# Warmoth vs. Allparts and WD



## canuck (Jan 31, 2008)

How do these 3 companies rate in comparison to each other for Strat bodies and necks?

I have read mixed reviews for all of them on the internet.

Any experiences you guys can offer?

Also, for anyone who has gotten an entire guitar in parts from Warmoth. What did you end up paying in shipping, customs, and UPS brokerage fees?

Thanks


----------



## ssdeluxe (Mar 29, 2007)

sorry I can't answer the fees part..

I've owned/purchased both alparts and warmoth, not wd (they come across as not quite up to par to either of the others...but I can't say for sure)..

both are excellent quality usually. Its wood, so each piece is different. One particular warmoth tele neck I had was just dead sounding and never mated up to any body I tried, but that's the wood. the quality itself is excellent.

allparts stuff, I hear, is primarly made in japan and no longer nitro finished to my knowledge, so the pre-finished necks are poly, if that matters to you: it does to me, but the actually wood quality for bodies and necks is excellent.

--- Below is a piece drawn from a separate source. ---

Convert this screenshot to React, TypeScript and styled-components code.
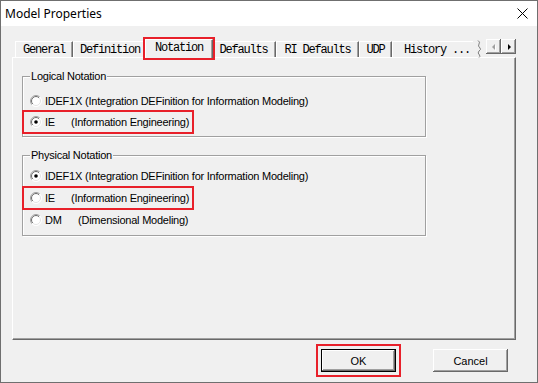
import React from 'react';
import styled, { createGlobalStyle, css } from 'styled-components';

// Styles

const GlobalStyle = createGlobalStyle`
  html, body {
    margin: 0;
    padding: 0;
    background: #fff;
  }
  body {
    font-family: "Liberation Sans", Arial, sans-serif;
  }
`;

const RED = '#e8202a';

const Window = styled.div`
  width: 538px;
  height: 383px;
  box-sizing: border-box;
  border: 1px solid #6f6f6f;
  background: #f0f0f0;
  display: flex;
  flex-direction: column;
`;

const TitleBar = styled.header`
  height: 25px;
  flex: none;
  background: #fff;
  display: flex;
  align-items: center;
  justify-content: space-between;
  padding: 0 9px 0 4px;
  font-family: "Noto Sans", "Open Sans", sans-serif;
  font-size: 12px;
  color: #000;
`;

const Body = styled.div`
  flex: 1;
  display: flex;
  flex-direction: column;
  padding: 12px 21px 0 11px;
`;

const TabStrip = styled.div`
  display: flex;
  align-items: flex-start;
  height: 20px;
  margin-bottom: -1px;
  position: relative;
  z-index: 1;
`;

const TabList = styled.div`
  display: flex;
  align-items: flex-end;
  width: 461px;
  height: 100%;
  padding-left: 3px;
`;

const Tab = styled.div<{ $w: number; $active?: boolean; $cut?: boolean }>`
  flex: none;
  box-sizing: border-box;
  width: ${(p) => p.$w}px;
  height: 16px;
  margin-bottom: 1px;
  border-top: 1px solid #fff;
  border-left: 1px solid #fff;
  border-right: 1px solid #696969;
  box-shadow: inset -1px 0 #a0a0a0;
  background: #f0f0f0;
  display: flex;
  align-items: center;
  justify-content: center;
  font-family: "Liberation Mono", "DejaVu Sans Mono", monospace;
  font-size: 12px;
  letter-spacing: -1.2px;
  color: #000;
  white-space: nowrap;

  ${(p) =>
    p.$cut &&
    css`
      border-right: none;
      box-shadow: none;
      justify-content: flex-start;
      padding-left: 11px;
      overflow: hidden;
    `}

  ${(p) =>
    p.$active &&
    css`
      width: ${p.$w + 4}px;
      height: 19px;
      margin: 0 -2px;
      position: relative;
      z-index: 2;
      padding-bottom: 2px;
      outline: 2px solid ${RED};
      outline-offset: 0;
    `}
`;

const Squiggle = styled.svg`
  flex: none;
  margin-top: 2px;
`;

const ScrollButtons = styled.div`
  display: flex;
  margin-left: 4px;
  margin-top: 1px;
`;

const ScrollButton = styled.div`
  width: 15px;
  height: 15px;
  box-sizing: border-box;
  background: #f0f0f0;
  box-shadow: inset -1px -1px #696969, inset 1px 1px #fff, inset -2px -2px #a0a0a0;
  display: flex;
  align-items: center;
  justify-content: center;
`;

const Panel = styled.section`
  height: 283px;
  box-sizing: border-box;
  border-top: 1px solid #fff;
  border-left: 1px solid #fff;
  border-right: 1px solid #696969;
  border-bottom: 1px solid #696969;
  box-shadow: inset -1px -1px 0 #a0a0a0;
  padding: 11px 0 0 9px;
  display: flex;
  flex-direction: column;
  gap: 11px;
`;

const Group = styled.fieldset<{ $padTop: number; $padBottom: number; $gap: number }>`
  margin: 0;
  width: 404px;
  box-sizing: border-box;
  border: 1px solid #a0a0a0;
  box-shadow: inset 1px 1px 0 #fff, 1px 1px 0 #fff;
  padding: ${(p) => p.$padTop}px 0 ${(p) => p.$padBottom}px 1px;
  display: flex;
  flex-direction: column;
  gap: ${(p) => p.$gap}px;
  font-size: 11px;
  letter-spacing: -0.24px;
  color: #000;
`;

const Legend = styled.legend`
  margin-left: 6px;
  padding: 0 1px;
  line-height: 14px;
  background: #f0f0f0;
`;

const Row = styled.div<{ $marked?: boolean }>`
  display: flex;
  align-items: center;
  width: fit-content;
  height: 20px;
  padding: 0 3px 0 6px;
  gap: 3px;
  white-space: nowrap;
  ${(p) =>
    p.$marked &&
    css`
      outline: 2px solid ${RED};
    `}
`;

const Code = styled.span<{ $w?: number }>`
  display: inline-block;
  ${(p) => (p.$w ? `width: ${p.$w}px;` : 'margin-right: 3px;')}
`;

const Footer = styled.footer`
  display: flex;
  justify-content: flex-end;
  gap: 37px;
  padding: 9px 8px 0 0;
`;

const Button = styled.button<{ $default?: boolean; $marked?: boolean }>`
  width: 75px;
  height: 23px;
  box-sizing: border-box;
  background: #f0f0f0;
  border: none;
  padding: 0;
  font-family: "Liberation Sans", Arial, sans-serif;
  font-size: 11px;
  color: #000;
  box-shadow: inset -1px -1px #696969, inset 1px 1px #fff, inset -2px -2px #a0a0a0;
  ${(p) =>
    p.$default &&
    css`
      border: 1px solid #000;
    `}
  ${(p) =>
    p.$marked &&
    css`
      outline: 2px solid ${RED};
      outline-offset: 3px;
    `}
`;

// Drawings

function CloseIcon(): JSX.Element {
  return (
    <svg width="11" height="11" viewBox="0 0 11 11">
      <path d="M0.5 0.5 L10.5 10.5 M10.5 0.5 L0.5 10.5" stroke="#000" strokeWidth="1" fill="none" />
    </svg>
  );
}

function RadioMark({ checked }: { checked?: boolean }): JSX.Element {
  return (
    <svg width="12" height="12" viewBox="0 0 12 12">
      <defs>
        <linearGradient id="radio-outer" x1="0" y1="0" x2="12" y2="12" gradientUnits="userSpaceOnUse">
          <stop offset="0.5" stopColor="#a0a0a0" />
          <stop offset="0.5" stopColor="#ffffff" />
        </linearGradient>
        <linearGradient id="radio-inner" x1="0" y1="0" x2="12" y2="12" gradientUnits="userSpaceOnUse">
          <stop offset="0.5" stopColor="#696969" />
          <stop offset="0.5" stopColor="#e3e3e3" />
        </linearGradient>
      </defs>
      <circle cx="6" cy="6" r="5.5" fill="#fff" stroke="url(#radio-outer)" />
      <circle cx="6" cy="6" r="4.5" fill="#fff" stroke="url(#radio-inner)" />
      {checked && <circle cx="6" cy="6" r="1.8" fill="#000" />}
    </svg>
  );
}

function Arrow({ dir, disabled }: { dir: 'left' | 'right'; disabled?: boolean }): JSX.Element {
  const d = dir === 'left' ? 'M5 2 L5 8 L2 5 Z' : 'M3 2 L3 8 L6 5 Z';
  return (
    <svg width="8" height="10" viewBox="0 0 8 10">
      {disabled && <path d={d} transform="translate(1 1)" fill="#fff" />}
      <path d={d} fill={disabled ? '#a0a0a0' : '#000'} />
    </svg>
  );
}

interface TabType {
  label: string;
  width: number;
  active?: boolean;
  cut?: boolean;
}

const tabs: TabType[] = [
  { label: 'General', width: 58 },
  { label: 'Definition', width: 74 },
  { label: 'Notation', width: 64, active: true },
  { label: 'Defaults', width: 65 },
  { label: 'RI Defaults', width: 83 },
  { label: 'UDP', width: 33 },
  { label: 'History ...', width: 81, cut: true },
];

interface OptionType {
  code: string;
  codeWidth?: number;
  desc: string;
  checked?: boolean;
  marked?: boolean;
}

const IDEF1X_DESC = '(Integration DEFinition for Information Modeling)';

const logical: OptionType[] = [
  { code: 'IDEF1X', desc: IDEF1X_DESC },
  { code: 'IE', codeWidth: 26, desc: '(Information Engineering)', checked: true, marked: true },
];

const physical: OptionType[] = [
  { code: 'IDEF1X', desc: IDEF1X_DESC, checked: true },
  { code: 'IE', codeWidth: 26, desc: '(Information Engineering)', marked: true },
  { code: 'DM', codeWidth: 33, desc: '(Dimensional Modeling)' },
];

function Options({ items }: { items: OptionType[] }): JSX.Element {
  return (
    <>
      {items.map((o) => (
        <Row key={o.code} $marked={o.marked}>
          <RadioMark checked={o.checked} />
          <span>
            <Code $w={o.codeWidth}>{o.code}</Code>
            {o.desc}
          </span>
        </Row>
      ))}
    </>
  );
}

function App(): JSX.Element {
  return (
    <>
      <GlobalStyle />
      <Window>
        <TitleBar>
          <span>Model Properties</span>
          <CloseIcon />
        </TitleBar>
        <Body>
          <TabStrip>
            <TabList>
              {tabs.map((t) => (
                <Tab key={t.label} $w={t.width} $active={t.active} $cut={t.cut}>
                  {t.label}
                </Tab>
              ))}
            </TabList>
            <Squiggle width="6" height="18" viewBox="0 0 6 18">
              <path
                d="M2 0.5 Q4.5 2 3 4 Q1.5 6 4 8 Q5.5 9.5 3 11 Q1 13 3.5 15 Q4.5 16.5 3 17.5"
                stroke="#808080"
                fill="none"
              />
            </Squiggle>
            <ScrollButtons>
              <ScrollButton>
                <Arrow dir="left" disabled />
              </ScrollButton>
              <ScrollButton>
                <Arrow dir="right" />
              </ScrollButton>
            </ScrollButtons>
          </TabStrip>
          <Panel>
            <Group $padTop={8} $padBottom={4} $gap={1}>
              <Legend>Logical Notation</Legend>
              <Options items={logical} />
            </Group>
            <Group $padTop={4} $padBottom={5} $gap={2}>
              <Legend>Physical Notation</Legend>
              <Options items={physical} />
            </Group>
          </Panel>
          <Footer>
            <Button $default $marked>
              OK
            </Button>
            <Button>Cancel</Button>
          </Footer>
        </Body>
      </Window>
    </>
  );
}

export default App;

I would say: if you need custom size/contour/radius/frets/nut etc..... order a warmoth or musikraft (I hear they are very good as well), but if you can deal with the standard offerings from alparts, they will be cheaper, and you will have nice parts. I would get them unfinished @ have Brad over @ capsule (if your in t.o.) spray up the neck and body for you.


come to think of it....if your doing a t style, Brad over @ capsule, and a few other guys around here can put together one for you for not much more than trying to do it yourself, I personally wouldn't bother, and these guys know what they are doing. Capsule has some very nice clones for great prices, I've played them, and all were very good. (no affilation).
good luck with it !!

oh, ...the never ending response.....the last thing I wanted to add was, when you order, you have no idea what pieces you will get and if they will sound good together, if you use a builder (lots of guys doin' the nash thing....only some are better I think) they will get it right [email protected] least my k line turned out great. (Chris @ kline is known for being able to mate the wood and pu's/parts together properly to get the desired result.....again no affiliation).

good luck with it , its a fun project.


----------



## bagpipe (Sep 19, 2006)

I have an Allparts neck on my tele, and I just recently got a Warmoth neck for my Strat. The quality of both is excellent - you could go with either. I'd recommend buying used for either. There are always aftermarket necks and bodies for sale over on theGearPage, and you'll save a lot of cash verses buying new and paying all of the extra taxes, duty etc. I bought my Warmoth neck used on theGearPage (with tuners already installed) and its fantastic - I love it.


----------



## rhh7 (Mar 14, 2008)

*Building a parts guitar*

How do you find a builder? Thanks!


----------